# [Aim]
In the listing below, locate the line containing "TypeScript and Tailwind CSS." and the line containing "rounded-b-[10px] border-2 border-t-0". Output both of them and every line between, exactly as written, and nothing more.
# Start of Records shown
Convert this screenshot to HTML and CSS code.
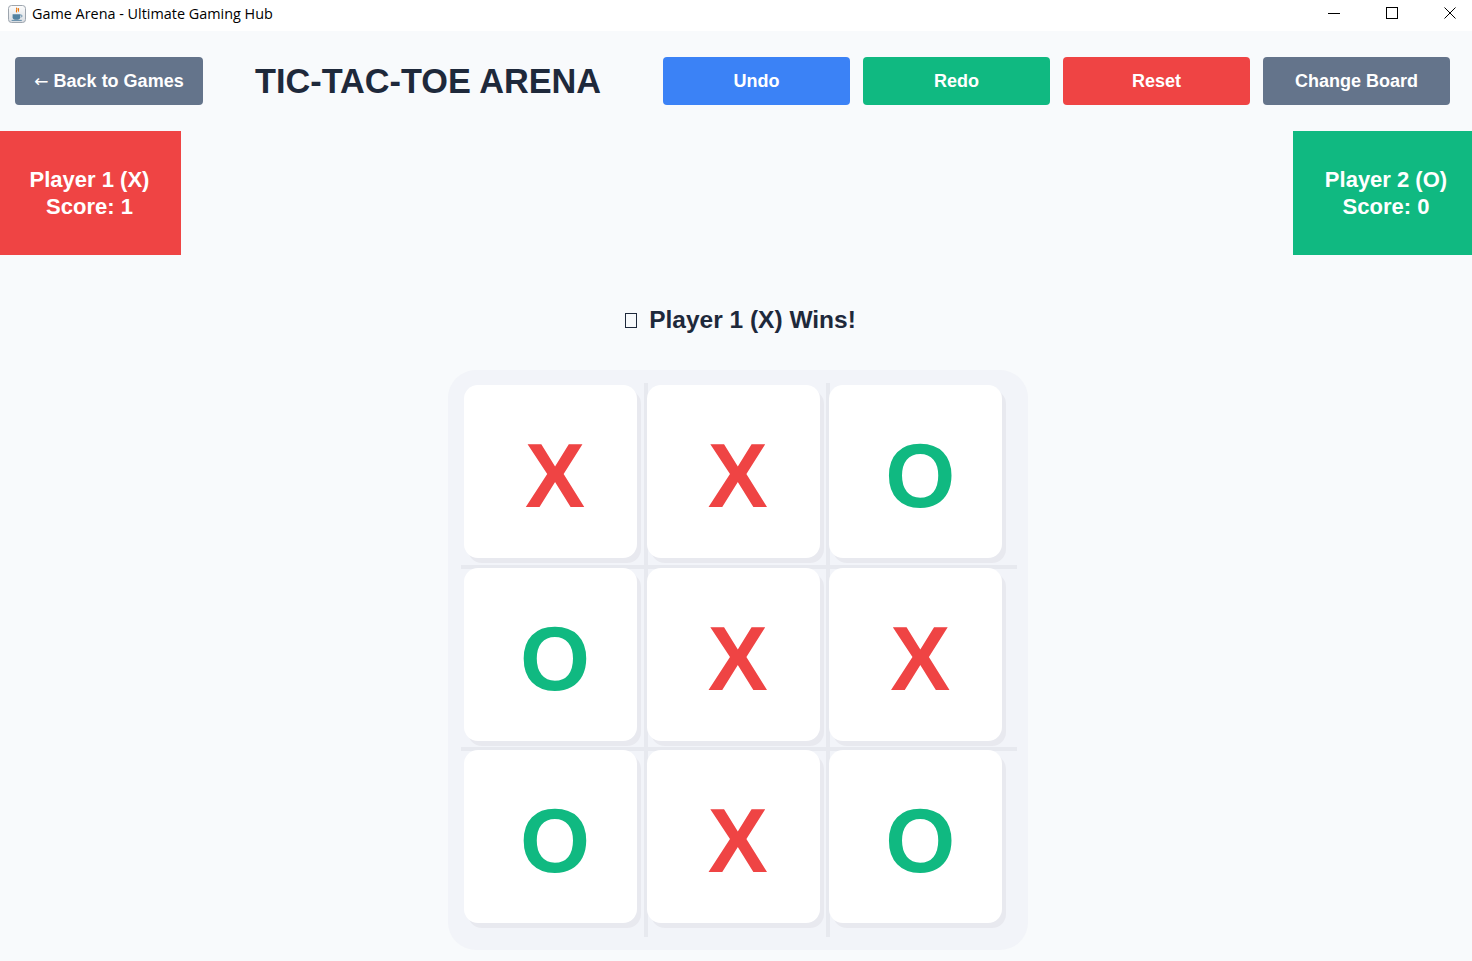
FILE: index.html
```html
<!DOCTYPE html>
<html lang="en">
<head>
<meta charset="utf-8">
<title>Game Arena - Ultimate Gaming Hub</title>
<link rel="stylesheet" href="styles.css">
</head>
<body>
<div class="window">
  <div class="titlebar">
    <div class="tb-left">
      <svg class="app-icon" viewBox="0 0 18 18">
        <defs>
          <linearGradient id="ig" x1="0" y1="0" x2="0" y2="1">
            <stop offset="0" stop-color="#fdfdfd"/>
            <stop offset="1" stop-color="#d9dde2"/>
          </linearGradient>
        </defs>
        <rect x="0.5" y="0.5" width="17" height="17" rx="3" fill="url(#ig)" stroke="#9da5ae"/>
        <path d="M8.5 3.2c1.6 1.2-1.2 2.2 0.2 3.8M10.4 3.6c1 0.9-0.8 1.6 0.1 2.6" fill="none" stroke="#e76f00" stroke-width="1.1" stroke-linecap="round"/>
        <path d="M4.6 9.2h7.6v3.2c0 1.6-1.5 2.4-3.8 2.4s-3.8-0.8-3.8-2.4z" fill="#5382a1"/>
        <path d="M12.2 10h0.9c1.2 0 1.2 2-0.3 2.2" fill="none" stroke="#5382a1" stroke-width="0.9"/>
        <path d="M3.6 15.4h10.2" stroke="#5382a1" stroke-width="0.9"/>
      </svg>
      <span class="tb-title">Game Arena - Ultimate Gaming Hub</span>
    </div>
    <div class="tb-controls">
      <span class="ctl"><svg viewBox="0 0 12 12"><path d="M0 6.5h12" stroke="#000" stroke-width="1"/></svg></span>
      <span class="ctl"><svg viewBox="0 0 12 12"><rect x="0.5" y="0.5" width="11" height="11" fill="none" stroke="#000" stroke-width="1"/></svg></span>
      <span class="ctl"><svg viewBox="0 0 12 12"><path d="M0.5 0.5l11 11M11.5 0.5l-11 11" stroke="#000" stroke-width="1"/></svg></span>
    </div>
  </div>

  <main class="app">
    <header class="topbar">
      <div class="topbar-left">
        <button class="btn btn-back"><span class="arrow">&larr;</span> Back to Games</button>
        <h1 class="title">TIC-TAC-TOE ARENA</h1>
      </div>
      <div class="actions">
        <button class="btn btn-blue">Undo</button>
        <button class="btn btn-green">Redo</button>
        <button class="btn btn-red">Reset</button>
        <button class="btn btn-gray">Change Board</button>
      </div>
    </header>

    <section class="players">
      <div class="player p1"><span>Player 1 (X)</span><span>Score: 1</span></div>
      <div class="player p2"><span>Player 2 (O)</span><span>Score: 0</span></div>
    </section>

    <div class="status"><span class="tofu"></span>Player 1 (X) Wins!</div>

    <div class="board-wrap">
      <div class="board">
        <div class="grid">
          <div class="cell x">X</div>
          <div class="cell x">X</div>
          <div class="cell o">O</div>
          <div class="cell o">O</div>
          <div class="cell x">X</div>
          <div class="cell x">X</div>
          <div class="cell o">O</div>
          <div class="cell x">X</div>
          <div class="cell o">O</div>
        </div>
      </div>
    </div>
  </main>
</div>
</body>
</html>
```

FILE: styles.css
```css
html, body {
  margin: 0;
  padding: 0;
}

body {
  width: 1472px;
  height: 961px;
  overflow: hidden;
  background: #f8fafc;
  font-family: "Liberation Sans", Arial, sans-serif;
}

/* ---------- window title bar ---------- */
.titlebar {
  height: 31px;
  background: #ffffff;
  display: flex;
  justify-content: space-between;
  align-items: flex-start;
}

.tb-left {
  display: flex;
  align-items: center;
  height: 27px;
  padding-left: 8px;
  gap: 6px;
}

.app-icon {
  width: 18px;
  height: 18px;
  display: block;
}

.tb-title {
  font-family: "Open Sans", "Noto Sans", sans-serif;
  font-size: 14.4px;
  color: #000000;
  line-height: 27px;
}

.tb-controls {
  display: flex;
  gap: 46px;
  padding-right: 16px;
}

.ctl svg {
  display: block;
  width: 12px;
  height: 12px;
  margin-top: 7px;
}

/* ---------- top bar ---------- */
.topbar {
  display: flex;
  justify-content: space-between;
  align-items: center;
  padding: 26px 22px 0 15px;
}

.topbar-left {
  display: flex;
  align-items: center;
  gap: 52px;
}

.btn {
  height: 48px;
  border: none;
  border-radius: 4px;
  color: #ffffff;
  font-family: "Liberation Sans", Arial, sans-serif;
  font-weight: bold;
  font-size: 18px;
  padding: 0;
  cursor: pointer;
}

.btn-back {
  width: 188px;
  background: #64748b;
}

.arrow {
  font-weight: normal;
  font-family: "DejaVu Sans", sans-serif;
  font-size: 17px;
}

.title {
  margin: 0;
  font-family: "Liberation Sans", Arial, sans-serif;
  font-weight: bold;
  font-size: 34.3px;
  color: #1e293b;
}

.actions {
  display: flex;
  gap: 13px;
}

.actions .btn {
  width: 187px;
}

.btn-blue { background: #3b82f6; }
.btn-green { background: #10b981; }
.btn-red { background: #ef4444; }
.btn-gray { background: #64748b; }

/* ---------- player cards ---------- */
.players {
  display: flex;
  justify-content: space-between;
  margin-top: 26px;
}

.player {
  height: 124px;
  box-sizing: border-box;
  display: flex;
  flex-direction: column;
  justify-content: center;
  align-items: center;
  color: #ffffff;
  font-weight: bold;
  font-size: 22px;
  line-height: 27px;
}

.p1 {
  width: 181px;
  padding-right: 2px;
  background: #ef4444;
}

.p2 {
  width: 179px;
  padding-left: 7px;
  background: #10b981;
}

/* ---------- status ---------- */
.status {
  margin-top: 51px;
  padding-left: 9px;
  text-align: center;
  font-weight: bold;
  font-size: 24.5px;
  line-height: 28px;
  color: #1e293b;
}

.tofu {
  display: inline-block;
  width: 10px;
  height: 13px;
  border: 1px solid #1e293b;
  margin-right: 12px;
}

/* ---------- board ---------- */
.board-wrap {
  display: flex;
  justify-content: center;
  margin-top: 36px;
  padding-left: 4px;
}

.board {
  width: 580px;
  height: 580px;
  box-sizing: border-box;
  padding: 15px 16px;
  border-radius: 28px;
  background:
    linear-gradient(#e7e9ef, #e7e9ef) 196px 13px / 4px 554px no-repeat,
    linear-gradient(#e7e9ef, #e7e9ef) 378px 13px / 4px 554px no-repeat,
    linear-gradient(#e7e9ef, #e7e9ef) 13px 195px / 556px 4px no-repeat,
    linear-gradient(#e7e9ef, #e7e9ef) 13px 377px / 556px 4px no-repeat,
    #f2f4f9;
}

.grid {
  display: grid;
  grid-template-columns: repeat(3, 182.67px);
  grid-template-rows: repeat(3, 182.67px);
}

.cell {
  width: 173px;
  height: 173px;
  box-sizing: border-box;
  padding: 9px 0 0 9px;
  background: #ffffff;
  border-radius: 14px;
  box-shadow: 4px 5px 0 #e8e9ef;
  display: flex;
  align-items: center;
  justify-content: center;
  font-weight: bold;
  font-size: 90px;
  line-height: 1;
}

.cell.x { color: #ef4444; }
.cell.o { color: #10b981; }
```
# End of Records shown
# Start of Records shown
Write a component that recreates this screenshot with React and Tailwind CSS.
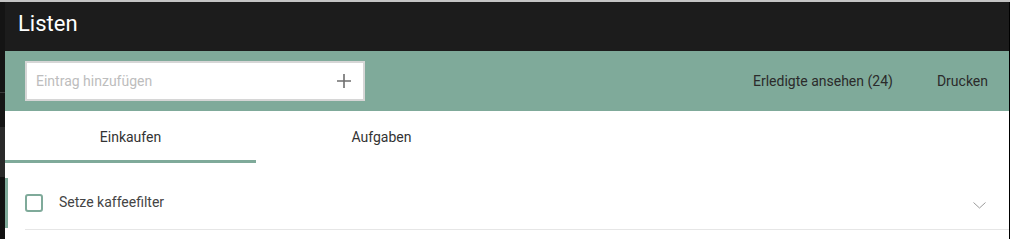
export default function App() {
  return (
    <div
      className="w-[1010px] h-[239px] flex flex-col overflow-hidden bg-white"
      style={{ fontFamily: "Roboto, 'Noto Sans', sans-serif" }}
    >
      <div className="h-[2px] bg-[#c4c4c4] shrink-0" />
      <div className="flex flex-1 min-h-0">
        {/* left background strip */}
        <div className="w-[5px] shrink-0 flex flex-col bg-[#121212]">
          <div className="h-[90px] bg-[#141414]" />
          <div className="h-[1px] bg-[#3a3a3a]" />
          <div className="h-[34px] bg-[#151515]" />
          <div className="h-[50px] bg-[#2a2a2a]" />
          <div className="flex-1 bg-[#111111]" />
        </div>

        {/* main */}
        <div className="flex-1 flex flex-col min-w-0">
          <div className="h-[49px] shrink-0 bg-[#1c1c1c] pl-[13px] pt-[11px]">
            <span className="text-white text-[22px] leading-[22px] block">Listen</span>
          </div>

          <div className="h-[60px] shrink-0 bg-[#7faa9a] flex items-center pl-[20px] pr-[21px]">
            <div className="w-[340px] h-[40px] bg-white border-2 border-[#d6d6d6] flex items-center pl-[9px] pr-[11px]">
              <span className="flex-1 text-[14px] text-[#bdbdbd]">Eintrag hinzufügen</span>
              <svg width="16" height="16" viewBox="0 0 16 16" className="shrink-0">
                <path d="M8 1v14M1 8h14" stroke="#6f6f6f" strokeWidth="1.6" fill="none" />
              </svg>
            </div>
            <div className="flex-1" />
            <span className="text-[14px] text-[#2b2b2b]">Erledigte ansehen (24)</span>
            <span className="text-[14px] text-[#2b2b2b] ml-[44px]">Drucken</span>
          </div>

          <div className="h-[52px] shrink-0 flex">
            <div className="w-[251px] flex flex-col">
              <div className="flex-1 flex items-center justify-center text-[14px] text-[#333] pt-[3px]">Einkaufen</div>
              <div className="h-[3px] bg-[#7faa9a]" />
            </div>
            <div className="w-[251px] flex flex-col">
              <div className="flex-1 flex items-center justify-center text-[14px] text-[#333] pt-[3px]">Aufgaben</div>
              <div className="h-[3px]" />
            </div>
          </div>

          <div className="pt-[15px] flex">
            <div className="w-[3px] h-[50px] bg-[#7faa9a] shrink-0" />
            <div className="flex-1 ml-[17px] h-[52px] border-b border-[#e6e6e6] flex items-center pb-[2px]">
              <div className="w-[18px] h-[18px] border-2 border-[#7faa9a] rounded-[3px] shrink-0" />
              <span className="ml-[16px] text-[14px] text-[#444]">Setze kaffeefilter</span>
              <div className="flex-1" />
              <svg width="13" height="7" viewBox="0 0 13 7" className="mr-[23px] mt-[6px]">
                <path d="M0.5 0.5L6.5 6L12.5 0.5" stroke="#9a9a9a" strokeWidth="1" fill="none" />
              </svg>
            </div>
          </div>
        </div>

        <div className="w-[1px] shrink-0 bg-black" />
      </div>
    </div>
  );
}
# End of Records shown
# Start of Records shown
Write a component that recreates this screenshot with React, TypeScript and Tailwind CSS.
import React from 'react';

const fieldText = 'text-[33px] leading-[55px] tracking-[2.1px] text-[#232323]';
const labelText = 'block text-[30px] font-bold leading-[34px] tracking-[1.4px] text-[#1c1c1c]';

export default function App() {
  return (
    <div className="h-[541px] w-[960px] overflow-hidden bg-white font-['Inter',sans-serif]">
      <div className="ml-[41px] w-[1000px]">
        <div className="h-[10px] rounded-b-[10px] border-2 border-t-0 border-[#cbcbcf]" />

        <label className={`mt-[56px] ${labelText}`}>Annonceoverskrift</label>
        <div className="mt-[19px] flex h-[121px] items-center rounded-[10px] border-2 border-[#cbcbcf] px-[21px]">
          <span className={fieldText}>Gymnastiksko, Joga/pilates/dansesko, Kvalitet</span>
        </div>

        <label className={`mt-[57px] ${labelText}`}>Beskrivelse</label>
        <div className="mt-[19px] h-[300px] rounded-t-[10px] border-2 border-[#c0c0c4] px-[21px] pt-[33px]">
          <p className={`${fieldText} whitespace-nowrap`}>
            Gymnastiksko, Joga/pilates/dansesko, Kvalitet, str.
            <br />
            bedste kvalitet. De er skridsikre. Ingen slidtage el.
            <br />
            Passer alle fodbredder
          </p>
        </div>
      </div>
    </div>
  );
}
# End of Records shown
# [The answer]
Write a component that recreates this screenshot with React, TypeScript and Tailwind CSS.
import React from 'react';

const fieldText = 'text-[33px] leading-[55px] tracking-[2.1px] text-[#232323]';
const labelText = 'block text-[30px] font-bold leading-[34px] tracking-[1.4px] text-[#1c1c1c]';

export default function App() {
  return (
    <div className="h-[541px] w-[960px] overflow-hidden bg-white font-['Inter',sans-serif]">
      <div className="ml-[41px] w-[1000px]">
        <div className="h-[10px] rounded-b-[10px] border-2 border-t-0 border-[#cbcbcf]" />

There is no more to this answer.